Stated exercise
Copy out all lines in the data below containing the string "this".

Data provided
****************

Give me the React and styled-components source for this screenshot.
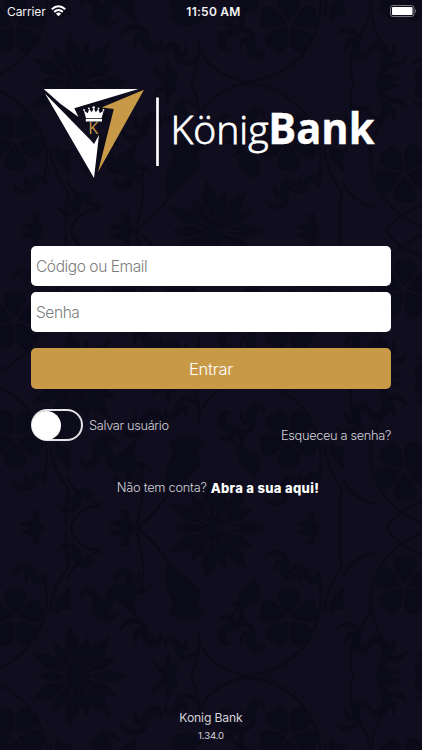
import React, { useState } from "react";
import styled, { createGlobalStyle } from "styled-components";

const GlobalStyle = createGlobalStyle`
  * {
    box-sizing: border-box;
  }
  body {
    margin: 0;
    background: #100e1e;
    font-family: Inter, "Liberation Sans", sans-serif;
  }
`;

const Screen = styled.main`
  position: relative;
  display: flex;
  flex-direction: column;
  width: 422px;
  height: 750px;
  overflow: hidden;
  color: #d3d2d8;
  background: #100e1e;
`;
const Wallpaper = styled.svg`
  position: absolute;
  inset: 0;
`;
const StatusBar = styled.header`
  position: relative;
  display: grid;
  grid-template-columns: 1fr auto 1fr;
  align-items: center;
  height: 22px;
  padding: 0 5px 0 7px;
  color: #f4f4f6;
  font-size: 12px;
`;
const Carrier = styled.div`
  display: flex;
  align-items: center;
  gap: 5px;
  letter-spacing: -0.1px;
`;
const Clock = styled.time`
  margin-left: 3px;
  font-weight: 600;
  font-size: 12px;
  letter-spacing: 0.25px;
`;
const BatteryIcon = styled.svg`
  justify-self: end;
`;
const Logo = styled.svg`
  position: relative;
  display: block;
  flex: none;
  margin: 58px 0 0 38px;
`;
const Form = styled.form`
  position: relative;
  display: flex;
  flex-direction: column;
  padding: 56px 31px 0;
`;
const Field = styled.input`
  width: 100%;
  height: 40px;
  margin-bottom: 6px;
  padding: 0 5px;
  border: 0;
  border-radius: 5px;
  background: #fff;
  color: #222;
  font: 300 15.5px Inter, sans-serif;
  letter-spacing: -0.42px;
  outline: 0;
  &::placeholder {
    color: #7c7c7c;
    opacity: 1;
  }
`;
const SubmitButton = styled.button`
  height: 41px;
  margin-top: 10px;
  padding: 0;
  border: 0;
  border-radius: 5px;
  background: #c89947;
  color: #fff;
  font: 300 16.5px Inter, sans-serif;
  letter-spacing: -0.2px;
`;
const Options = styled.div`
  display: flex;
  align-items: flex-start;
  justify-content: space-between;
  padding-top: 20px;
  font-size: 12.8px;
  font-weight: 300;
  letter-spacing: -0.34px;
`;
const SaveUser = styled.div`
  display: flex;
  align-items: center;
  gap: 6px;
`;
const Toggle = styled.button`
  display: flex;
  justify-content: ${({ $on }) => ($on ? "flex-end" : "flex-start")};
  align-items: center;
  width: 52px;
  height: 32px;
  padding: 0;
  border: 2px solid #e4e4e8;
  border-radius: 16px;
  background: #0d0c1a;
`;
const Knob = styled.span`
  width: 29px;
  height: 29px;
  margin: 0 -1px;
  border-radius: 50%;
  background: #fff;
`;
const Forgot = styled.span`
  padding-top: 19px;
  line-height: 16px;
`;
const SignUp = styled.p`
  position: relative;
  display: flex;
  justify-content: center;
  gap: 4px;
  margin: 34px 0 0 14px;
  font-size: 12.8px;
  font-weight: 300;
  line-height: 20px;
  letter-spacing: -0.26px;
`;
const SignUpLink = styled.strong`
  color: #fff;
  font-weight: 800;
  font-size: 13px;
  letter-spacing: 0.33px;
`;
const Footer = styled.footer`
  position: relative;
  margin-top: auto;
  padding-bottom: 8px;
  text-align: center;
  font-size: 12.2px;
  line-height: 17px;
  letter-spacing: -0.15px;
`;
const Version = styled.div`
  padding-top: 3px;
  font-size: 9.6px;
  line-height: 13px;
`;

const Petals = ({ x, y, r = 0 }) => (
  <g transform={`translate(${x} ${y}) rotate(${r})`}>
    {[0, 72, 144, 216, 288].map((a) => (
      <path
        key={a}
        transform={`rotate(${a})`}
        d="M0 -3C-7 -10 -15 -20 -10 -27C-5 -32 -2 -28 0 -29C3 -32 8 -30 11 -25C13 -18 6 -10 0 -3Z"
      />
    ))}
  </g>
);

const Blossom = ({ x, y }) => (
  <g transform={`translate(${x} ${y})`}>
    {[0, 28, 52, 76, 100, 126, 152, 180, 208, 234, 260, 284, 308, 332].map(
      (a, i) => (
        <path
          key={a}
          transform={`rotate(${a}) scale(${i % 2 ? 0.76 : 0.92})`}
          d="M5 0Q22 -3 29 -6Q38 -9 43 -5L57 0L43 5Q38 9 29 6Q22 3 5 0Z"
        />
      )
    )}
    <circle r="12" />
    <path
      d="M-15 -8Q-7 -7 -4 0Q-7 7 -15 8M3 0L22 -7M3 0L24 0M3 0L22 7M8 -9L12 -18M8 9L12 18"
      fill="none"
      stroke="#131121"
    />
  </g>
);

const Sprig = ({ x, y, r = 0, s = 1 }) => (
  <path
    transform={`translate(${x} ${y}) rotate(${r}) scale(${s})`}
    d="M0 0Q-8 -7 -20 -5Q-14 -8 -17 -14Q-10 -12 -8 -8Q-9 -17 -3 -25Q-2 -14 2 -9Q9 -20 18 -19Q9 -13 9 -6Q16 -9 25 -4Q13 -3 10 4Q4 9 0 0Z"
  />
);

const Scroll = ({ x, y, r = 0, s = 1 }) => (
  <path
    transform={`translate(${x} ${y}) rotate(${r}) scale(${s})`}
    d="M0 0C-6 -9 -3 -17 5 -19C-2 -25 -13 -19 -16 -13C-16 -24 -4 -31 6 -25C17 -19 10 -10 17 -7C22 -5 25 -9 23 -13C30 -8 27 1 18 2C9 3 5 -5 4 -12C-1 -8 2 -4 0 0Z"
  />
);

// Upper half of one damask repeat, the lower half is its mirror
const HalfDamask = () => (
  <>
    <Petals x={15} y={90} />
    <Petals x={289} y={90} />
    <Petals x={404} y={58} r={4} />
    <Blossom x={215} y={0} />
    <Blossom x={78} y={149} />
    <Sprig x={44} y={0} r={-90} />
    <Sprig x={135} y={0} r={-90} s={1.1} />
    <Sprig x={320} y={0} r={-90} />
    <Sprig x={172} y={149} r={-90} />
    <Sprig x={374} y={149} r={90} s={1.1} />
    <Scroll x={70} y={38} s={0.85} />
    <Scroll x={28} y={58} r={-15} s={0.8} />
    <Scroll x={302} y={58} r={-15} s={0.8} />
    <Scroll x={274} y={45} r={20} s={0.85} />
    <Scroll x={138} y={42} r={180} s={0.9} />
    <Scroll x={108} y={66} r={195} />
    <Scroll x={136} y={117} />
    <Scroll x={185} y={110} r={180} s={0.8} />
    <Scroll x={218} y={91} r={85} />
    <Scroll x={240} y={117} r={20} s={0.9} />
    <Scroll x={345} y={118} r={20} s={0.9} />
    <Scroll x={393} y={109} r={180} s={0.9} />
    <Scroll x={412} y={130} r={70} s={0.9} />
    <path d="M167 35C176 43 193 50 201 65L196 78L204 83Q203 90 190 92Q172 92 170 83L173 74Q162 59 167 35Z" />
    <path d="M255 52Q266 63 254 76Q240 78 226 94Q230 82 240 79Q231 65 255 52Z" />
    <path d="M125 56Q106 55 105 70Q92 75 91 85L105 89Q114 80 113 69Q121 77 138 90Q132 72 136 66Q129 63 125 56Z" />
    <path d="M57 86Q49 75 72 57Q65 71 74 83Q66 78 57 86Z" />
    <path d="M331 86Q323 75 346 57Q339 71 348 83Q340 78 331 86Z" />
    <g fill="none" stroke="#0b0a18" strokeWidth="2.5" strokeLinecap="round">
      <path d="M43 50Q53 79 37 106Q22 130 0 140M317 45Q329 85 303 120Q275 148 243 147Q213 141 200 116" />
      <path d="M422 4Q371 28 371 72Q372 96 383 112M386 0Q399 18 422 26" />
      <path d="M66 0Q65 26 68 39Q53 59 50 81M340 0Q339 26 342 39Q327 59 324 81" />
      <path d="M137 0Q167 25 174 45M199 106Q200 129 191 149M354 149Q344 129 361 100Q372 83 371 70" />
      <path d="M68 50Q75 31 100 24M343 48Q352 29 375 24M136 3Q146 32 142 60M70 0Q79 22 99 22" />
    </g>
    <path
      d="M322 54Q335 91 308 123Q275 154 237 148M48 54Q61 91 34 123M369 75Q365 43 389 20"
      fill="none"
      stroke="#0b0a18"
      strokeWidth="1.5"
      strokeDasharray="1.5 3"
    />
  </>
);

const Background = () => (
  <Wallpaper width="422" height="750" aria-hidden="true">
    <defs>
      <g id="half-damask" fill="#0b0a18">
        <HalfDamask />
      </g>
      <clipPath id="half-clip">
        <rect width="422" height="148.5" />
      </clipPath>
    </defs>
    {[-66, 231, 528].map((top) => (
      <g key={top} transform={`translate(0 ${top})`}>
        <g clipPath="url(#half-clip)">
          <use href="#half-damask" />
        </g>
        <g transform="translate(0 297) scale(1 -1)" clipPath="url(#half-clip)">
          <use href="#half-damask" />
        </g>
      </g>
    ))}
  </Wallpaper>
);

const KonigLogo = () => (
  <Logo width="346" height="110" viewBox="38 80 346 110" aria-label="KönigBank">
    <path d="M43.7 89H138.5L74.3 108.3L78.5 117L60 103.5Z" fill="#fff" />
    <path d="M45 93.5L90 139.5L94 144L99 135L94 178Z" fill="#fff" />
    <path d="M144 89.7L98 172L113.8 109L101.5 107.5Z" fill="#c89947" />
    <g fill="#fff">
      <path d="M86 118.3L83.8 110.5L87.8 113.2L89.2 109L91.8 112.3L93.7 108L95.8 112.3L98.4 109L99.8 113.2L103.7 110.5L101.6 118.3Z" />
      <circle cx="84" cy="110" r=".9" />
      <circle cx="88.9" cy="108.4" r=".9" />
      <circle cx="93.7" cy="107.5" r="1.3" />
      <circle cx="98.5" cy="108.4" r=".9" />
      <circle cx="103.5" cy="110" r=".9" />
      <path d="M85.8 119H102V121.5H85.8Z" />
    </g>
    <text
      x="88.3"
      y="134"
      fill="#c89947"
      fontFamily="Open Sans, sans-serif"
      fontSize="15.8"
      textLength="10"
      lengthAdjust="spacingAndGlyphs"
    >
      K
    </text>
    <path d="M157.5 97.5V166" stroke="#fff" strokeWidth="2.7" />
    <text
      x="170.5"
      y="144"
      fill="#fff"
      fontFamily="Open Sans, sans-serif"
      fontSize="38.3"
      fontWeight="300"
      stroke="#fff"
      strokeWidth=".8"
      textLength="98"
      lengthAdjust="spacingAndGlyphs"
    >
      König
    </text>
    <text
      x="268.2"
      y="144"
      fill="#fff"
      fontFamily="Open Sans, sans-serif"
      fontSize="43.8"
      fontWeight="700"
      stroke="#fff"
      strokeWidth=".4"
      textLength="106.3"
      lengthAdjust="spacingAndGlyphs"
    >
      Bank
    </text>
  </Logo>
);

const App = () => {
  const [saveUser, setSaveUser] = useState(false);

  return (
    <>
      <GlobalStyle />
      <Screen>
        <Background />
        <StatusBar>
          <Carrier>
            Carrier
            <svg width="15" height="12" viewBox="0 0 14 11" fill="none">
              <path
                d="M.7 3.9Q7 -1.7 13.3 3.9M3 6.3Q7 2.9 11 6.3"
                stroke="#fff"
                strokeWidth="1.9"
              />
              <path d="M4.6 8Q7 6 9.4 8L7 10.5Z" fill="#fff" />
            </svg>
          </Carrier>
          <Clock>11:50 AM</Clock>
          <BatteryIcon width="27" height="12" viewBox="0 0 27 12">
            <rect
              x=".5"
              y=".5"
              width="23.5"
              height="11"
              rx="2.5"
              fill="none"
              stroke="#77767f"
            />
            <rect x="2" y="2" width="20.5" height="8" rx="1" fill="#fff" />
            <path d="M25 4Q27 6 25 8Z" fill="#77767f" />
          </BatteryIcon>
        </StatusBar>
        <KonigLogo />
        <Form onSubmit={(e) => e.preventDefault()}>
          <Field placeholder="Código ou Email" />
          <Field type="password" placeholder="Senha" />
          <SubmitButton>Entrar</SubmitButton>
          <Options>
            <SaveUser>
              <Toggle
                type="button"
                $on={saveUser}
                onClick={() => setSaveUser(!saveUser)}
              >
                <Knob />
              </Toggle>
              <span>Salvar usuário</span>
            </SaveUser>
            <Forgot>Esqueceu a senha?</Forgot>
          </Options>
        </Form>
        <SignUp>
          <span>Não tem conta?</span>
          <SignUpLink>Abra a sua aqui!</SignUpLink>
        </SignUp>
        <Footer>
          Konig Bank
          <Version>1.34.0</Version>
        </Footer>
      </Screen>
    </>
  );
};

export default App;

****************

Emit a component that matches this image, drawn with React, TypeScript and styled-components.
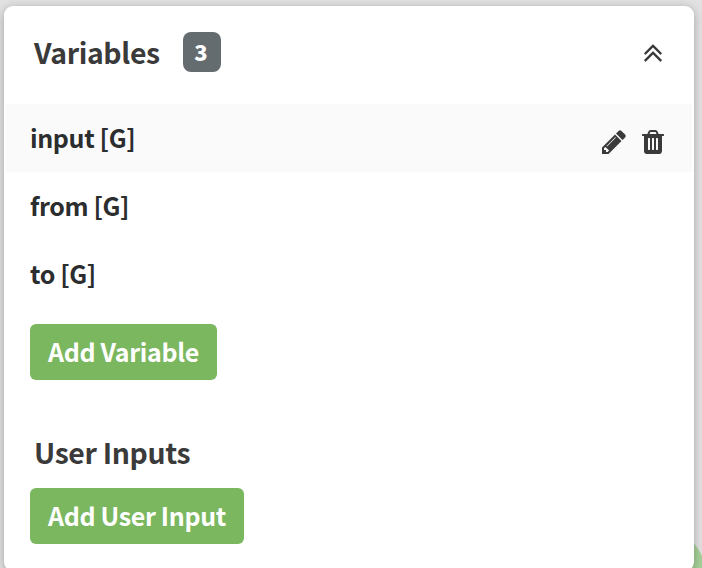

****************

Written response
Give me the React and styled-components source for this screenshot.
Emit a component that matches this image, drawn with React, TypeScript and styled-components.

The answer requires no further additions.